症状が悪くなる時間を聞くと嫌な予感

体の異常はゆっくり進行していても、

人間の自覚症状はどうやら異常がある一定のレベルを超えると出てくるようです。

逆にいうと、ほとんどわからないケースが多いです。

急性膵炎をいう病気があります。
膵臓が炎症を起こす病気です。

膵臓に炎症が起きると、膵臓が溶けていって、周りの組織も溶けていってしまいます。

膵臓にはタンパク質などを分解する消化酵素がたくさん含まれており、これを十二指腸という小腸の中に分泌することで、食べ物が消化できます。
(小腸の表面は液体でコーティングされており、小腸が溶けることはありません)

多くはアルコールを飲みまくって消化酵素が過剰に分泌する場合、消化酵素が出てくる管に結石があって詰まってしまう場合などは、膵臓の組織が破壊され、タンパク質を分解する消化酵素が膵臓自身を消化してしまいます。

めちゃくちゃ痛いらしいです。

でも、通常は、上記の通り、アルコールや結石など、なんらかの急な影響があるケースが多いです。

最近経験したケースでは、
原因が、癌でした。

膵臓には癌ができる場合があり、その癌が消化酵素が出てくる管を堰き止めしまい、消化酵素が膵臓の組織から漏れて急性膵炎に至ったと考えられています。

(膵臓の癌、膵癌は症状の少ない癌として知られており、だからこそ発見時には進行していることが多いです。)

このように、徐々に進んでいく癌は、徐々に症状が進んでいくわけではなく、ガクッと症状が出てきたりするのです。

今回のケースでは、急性膵炎というやや数日単位の発症でしたが、

患者の話を聞いていると、1、2週間くらいで症状が急に出てくる場合も多いです。

例えば、比較的痛みに鋭敏である神経の圧迫なども、徐々に圧迫されていたりすると、数週間くらいのタイムスパンで、症状が出てきたりします。逆にそれまでは、徐々に圧迫されると無症状のことが多いです。

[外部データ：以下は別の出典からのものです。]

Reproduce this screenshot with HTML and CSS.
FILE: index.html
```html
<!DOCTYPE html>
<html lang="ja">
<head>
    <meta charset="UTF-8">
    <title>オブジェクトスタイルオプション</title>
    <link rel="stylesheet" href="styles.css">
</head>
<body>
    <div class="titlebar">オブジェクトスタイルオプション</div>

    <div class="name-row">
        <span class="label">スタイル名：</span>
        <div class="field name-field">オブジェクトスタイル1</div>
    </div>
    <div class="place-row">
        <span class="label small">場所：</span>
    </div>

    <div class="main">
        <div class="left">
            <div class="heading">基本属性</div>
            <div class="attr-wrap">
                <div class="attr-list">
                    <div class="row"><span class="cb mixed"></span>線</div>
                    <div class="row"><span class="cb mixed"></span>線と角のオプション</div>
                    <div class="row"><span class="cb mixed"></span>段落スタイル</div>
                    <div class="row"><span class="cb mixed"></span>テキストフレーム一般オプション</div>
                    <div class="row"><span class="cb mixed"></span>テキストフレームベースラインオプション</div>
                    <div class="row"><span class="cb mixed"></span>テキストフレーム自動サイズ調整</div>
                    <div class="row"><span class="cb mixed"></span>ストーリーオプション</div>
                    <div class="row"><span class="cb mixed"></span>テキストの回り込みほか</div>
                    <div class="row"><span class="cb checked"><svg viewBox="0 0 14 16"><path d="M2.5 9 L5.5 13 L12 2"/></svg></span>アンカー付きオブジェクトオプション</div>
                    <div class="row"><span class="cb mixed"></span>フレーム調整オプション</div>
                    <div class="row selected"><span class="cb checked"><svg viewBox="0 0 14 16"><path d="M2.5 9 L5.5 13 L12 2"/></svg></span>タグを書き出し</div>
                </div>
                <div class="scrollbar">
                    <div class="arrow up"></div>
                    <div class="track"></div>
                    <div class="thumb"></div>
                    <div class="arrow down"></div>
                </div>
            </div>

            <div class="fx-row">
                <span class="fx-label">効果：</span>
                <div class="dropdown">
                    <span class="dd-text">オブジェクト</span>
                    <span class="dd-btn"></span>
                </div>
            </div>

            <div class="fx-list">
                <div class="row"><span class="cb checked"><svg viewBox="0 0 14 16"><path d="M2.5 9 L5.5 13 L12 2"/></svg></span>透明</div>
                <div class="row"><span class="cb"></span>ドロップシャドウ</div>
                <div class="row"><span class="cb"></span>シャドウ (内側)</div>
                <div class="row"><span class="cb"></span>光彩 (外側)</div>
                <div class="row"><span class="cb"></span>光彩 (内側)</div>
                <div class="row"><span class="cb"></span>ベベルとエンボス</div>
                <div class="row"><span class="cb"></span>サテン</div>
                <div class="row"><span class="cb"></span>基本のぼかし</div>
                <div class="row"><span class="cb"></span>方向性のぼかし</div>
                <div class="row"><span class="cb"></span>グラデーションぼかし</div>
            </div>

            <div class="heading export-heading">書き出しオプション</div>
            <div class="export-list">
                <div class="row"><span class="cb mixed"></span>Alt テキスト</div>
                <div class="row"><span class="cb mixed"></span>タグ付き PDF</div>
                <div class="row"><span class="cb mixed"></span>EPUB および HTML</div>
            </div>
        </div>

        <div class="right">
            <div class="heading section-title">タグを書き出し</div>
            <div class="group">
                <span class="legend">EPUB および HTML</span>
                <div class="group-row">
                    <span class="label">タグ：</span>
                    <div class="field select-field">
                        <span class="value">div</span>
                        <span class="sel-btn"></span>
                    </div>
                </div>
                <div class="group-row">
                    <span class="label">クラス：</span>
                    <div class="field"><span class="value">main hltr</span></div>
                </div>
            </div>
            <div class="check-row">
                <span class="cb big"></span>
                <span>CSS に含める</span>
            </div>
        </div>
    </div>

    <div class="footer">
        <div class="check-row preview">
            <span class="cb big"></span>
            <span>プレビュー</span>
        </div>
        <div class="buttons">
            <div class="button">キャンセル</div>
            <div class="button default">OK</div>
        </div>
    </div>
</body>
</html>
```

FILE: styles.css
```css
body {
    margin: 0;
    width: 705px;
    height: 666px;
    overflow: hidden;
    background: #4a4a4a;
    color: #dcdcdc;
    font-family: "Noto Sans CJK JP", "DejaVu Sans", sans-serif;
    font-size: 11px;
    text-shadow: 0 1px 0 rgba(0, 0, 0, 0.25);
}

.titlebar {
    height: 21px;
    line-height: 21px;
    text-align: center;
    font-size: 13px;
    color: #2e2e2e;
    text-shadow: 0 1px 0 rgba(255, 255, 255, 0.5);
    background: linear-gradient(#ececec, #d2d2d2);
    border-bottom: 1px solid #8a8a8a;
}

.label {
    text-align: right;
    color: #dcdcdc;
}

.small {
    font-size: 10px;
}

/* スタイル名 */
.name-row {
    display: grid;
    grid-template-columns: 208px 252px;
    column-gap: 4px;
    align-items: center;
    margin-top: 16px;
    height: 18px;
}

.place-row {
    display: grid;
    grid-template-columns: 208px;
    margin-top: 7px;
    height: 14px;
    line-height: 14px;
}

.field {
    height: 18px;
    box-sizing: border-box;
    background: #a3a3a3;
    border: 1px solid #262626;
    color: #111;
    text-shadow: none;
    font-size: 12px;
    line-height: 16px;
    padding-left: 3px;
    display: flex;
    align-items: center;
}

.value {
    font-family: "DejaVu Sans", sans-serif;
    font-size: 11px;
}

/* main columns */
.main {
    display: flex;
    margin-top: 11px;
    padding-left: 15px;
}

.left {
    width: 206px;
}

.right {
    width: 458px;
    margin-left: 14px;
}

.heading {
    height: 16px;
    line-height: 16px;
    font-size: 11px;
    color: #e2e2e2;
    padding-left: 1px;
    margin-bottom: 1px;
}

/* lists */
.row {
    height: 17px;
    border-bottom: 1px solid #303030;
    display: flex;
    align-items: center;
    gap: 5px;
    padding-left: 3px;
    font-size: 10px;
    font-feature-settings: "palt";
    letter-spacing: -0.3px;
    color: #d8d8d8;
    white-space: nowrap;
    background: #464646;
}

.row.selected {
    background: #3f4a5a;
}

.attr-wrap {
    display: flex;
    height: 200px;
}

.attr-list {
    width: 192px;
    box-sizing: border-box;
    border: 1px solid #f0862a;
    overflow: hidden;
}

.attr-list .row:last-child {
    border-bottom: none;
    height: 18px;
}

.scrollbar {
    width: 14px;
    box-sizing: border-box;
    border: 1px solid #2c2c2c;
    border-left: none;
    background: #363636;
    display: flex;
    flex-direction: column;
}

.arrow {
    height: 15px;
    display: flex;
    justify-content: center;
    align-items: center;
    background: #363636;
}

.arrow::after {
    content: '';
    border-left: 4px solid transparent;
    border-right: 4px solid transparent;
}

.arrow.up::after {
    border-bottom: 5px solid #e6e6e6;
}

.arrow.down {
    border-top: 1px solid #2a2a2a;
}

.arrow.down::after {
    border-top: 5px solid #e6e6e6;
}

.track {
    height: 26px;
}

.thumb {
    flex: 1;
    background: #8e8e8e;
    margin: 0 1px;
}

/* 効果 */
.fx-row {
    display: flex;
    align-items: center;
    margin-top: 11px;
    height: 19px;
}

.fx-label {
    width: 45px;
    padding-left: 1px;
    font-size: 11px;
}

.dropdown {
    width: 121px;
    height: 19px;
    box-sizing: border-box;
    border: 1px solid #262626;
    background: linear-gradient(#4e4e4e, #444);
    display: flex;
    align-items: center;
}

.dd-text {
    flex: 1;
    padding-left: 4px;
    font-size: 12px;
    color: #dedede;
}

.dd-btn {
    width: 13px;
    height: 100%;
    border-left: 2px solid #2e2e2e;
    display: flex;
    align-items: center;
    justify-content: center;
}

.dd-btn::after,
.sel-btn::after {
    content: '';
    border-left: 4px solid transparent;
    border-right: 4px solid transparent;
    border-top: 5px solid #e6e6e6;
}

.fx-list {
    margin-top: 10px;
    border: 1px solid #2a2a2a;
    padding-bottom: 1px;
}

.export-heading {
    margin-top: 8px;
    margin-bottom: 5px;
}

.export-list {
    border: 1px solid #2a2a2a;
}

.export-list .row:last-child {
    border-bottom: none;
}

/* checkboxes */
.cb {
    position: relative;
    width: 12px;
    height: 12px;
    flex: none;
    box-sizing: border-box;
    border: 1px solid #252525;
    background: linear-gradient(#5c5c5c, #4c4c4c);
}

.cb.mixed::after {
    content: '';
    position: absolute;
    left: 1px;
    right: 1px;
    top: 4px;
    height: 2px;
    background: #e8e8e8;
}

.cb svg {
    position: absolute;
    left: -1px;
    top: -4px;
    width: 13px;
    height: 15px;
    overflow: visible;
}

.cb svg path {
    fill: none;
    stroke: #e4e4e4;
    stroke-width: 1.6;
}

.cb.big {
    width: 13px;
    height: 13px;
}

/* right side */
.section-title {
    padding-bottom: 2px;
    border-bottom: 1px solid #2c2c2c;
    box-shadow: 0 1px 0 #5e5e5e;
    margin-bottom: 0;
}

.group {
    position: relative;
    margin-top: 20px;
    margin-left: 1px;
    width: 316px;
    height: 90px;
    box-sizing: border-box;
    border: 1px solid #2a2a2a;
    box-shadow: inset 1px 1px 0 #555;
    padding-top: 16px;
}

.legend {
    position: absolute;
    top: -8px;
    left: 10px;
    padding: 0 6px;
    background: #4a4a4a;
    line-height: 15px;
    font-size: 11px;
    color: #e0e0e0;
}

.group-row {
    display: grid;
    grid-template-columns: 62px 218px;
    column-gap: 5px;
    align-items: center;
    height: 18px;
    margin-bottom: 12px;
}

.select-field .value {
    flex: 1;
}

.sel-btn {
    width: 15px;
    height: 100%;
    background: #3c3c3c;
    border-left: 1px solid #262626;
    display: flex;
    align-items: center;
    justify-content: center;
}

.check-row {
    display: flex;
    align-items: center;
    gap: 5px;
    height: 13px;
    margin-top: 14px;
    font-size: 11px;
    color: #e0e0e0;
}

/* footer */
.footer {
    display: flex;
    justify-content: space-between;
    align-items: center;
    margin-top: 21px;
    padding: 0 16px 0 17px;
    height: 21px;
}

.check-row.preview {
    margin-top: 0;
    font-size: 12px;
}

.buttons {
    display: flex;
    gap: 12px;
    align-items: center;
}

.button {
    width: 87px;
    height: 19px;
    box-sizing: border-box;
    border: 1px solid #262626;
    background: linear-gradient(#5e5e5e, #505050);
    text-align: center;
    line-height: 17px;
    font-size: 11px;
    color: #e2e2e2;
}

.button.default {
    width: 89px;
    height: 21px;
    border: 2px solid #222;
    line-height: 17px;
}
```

このタイムスパンで症状が完成する理由として、がんの場合は、無限に細胞分裂し続ける原理上、大きくなるスピードが指数関数的(倍々になっていくこと)になるので、最初は増殖スピードが遅く、後になると急激に早くなるためと考えています。逆に最初の遅い増殖スピードの時には、ごくゆっくりの変化に順化してしまうのではないでしょうか。

逆にいうと、数週間のタイムスパンでドンと症状が悪化してきたものについては要注意かもしれません。
僕がお話を聞くときは、嫌な予感がします。